→ Data segment:
* * * * * * * * *

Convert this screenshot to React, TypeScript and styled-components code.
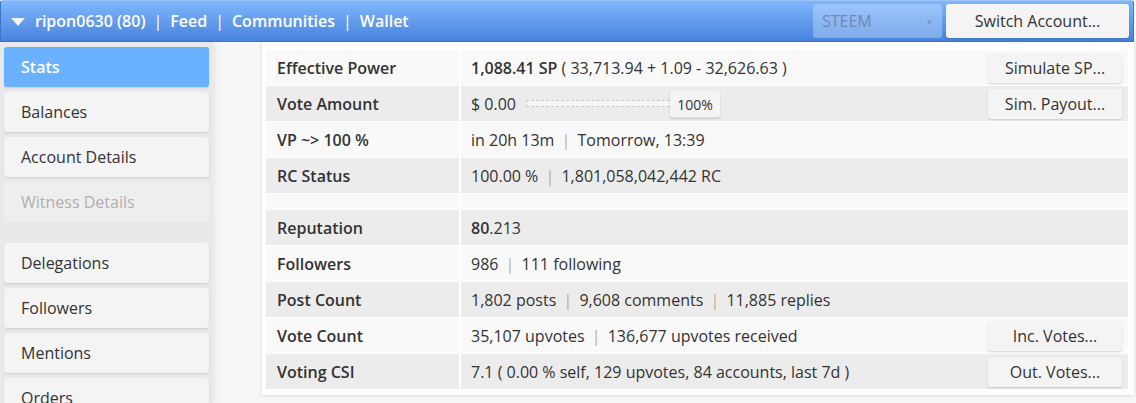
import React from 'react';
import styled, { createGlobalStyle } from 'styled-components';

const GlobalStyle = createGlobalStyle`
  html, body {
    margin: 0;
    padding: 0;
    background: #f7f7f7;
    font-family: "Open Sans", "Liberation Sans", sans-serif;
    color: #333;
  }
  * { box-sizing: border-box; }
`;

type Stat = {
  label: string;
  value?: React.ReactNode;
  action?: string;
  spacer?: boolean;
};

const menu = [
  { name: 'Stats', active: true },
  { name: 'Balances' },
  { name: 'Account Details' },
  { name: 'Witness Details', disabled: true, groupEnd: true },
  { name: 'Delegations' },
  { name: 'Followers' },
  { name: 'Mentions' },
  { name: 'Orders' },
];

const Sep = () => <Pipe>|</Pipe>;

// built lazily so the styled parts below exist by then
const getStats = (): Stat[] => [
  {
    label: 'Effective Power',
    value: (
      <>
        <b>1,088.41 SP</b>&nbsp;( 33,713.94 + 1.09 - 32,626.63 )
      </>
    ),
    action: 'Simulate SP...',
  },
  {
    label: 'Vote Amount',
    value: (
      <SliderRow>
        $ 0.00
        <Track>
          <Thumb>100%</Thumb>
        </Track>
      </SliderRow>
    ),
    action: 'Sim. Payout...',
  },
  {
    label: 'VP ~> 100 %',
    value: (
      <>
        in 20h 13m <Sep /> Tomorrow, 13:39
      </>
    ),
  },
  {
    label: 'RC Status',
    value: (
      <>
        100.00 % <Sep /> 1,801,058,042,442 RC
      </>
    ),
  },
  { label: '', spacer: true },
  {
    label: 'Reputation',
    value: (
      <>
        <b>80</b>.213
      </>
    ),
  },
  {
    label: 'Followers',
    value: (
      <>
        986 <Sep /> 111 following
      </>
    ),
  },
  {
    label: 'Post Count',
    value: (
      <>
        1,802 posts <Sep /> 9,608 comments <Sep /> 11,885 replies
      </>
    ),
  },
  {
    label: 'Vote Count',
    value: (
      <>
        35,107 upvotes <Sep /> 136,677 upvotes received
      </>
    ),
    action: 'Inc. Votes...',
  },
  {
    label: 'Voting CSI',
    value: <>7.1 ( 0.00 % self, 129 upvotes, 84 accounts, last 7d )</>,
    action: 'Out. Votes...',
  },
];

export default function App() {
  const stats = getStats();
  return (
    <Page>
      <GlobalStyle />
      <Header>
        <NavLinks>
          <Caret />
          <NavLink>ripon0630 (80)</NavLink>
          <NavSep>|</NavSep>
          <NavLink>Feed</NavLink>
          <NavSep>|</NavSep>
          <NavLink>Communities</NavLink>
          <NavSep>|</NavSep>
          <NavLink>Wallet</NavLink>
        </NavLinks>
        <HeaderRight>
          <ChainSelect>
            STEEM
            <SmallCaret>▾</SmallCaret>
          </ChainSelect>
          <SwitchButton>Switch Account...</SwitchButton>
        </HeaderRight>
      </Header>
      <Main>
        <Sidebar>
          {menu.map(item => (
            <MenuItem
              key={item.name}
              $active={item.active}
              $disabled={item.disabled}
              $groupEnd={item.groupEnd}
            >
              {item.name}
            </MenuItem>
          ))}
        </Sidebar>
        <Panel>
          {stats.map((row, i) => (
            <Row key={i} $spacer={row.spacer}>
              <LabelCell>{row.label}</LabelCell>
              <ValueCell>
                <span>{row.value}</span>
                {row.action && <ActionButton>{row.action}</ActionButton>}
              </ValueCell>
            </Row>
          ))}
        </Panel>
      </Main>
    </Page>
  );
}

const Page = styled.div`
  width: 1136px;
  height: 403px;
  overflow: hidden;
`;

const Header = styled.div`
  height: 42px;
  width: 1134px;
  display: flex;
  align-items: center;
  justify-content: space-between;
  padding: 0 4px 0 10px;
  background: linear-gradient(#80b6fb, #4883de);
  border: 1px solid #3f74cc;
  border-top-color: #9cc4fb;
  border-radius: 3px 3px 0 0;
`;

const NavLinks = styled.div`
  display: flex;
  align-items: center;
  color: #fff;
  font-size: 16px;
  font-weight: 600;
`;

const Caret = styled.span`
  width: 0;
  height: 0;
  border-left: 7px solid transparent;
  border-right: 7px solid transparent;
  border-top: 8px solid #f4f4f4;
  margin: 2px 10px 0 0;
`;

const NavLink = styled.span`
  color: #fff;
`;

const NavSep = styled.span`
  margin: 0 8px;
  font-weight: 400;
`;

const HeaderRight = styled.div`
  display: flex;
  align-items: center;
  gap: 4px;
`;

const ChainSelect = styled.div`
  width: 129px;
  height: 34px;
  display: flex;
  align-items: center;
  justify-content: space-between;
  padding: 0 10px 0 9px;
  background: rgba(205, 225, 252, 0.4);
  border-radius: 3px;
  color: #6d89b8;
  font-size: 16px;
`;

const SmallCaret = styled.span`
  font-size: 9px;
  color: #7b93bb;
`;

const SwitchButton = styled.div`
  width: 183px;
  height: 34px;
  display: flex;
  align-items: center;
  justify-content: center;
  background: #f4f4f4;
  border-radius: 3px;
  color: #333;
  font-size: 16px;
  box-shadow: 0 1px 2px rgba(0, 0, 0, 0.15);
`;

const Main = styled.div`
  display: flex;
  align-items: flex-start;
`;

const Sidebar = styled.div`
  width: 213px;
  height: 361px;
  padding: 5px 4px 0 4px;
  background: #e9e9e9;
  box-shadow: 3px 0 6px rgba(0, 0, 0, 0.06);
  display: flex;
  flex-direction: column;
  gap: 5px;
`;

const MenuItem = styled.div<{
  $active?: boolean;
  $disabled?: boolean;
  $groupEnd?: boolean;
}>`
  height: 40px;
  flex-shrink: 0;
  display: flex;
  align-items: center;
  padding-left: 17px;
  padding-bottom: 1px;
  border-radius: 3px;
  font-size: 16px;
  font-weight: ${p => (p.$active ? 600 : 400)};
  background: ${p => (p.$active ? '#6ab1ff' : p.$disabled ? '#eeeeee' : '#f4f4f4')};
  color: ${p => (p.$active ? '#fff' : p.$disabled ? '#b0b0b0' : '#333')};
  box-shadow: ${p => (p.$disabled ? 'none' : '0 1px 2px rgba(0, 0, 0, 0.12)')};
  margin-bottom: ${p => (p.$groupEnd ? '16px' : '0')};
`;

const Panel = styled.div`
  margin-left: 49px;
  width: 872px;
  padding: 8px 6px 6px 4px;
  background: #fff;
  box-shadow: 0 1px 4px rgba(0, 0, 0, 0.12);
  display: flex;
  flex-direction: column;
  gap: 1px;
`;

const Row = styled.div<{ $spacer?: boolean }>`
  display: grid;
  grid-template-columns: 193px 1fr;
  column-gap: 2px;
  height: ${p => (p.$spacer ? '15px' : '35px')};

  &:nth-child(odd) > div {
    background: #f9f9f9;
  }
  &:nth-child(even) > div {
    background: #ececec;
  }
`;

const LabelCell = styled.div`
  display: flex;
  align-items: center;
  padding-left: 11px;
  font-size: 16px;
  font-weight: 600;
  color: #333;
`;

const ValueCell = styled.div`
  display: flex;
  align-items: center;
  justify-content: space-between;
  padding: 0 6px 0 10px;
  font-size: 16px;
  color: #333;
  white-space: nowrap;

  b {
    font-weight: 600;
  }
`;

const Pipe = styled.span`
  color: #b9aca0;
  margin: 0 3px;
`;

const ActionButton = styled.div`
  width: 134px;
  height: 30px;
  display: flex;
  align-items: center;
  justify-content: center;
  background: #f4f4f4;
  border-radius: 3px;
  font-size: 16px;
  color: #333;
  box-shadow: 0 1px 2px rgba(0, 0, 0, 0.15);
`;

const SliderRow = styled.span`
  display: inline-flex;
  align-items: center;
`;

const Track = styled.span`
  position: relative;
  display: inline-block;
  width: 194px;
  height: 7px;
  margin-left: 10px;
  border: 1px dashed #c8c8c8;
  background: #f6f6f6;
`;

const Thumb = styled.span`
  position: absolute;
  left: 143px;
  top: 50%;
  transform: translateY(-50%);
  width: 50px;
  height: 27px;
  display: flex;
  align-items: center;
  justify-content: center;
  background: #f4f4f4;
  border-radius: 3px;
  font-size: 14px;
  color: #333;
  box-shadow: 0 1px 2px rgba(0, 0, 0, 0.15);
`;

* * * * * * * * *

→ Goal:
Repeat the listing above exactly from its first line to the line containing "const Sep = () => <Pipe>|</Pipe>;", both included, and omit the pictures.

→ Output for this exercise:
Convert this screenshot to React, TypeScript and styled-components code.
import React from 'react';
import styled, { createGlobalStyle } from 'styled-components';

const GlobalStyle = createGlobalStyle`
  html, body {
    margin: 0;
    padding: 0;
    background: #f7f7f7;
    font-family: "Open Sans", "Liberation Sans", sans-serif;
    color: #333;
  }
  * { box-sizing: border-box; }
`;

type Stat = {
  label: string;
  value?: React.ReactNode;
  action?: string;
  spacer?: boolean;
};

const menu = [
  { name: 'Stats', active: true },
  { name: 'Balances' },
  { name: 'Account Details' },
  { name: 'Witness Details', disabled: true, groupEnd: true },
  { name: 'Delegations' },
  { name: 'Followers' },
  { name: 'Mentions' },
  { name: 'Orders' },
];

const Sep = () => <Pipe>|</Pipe>;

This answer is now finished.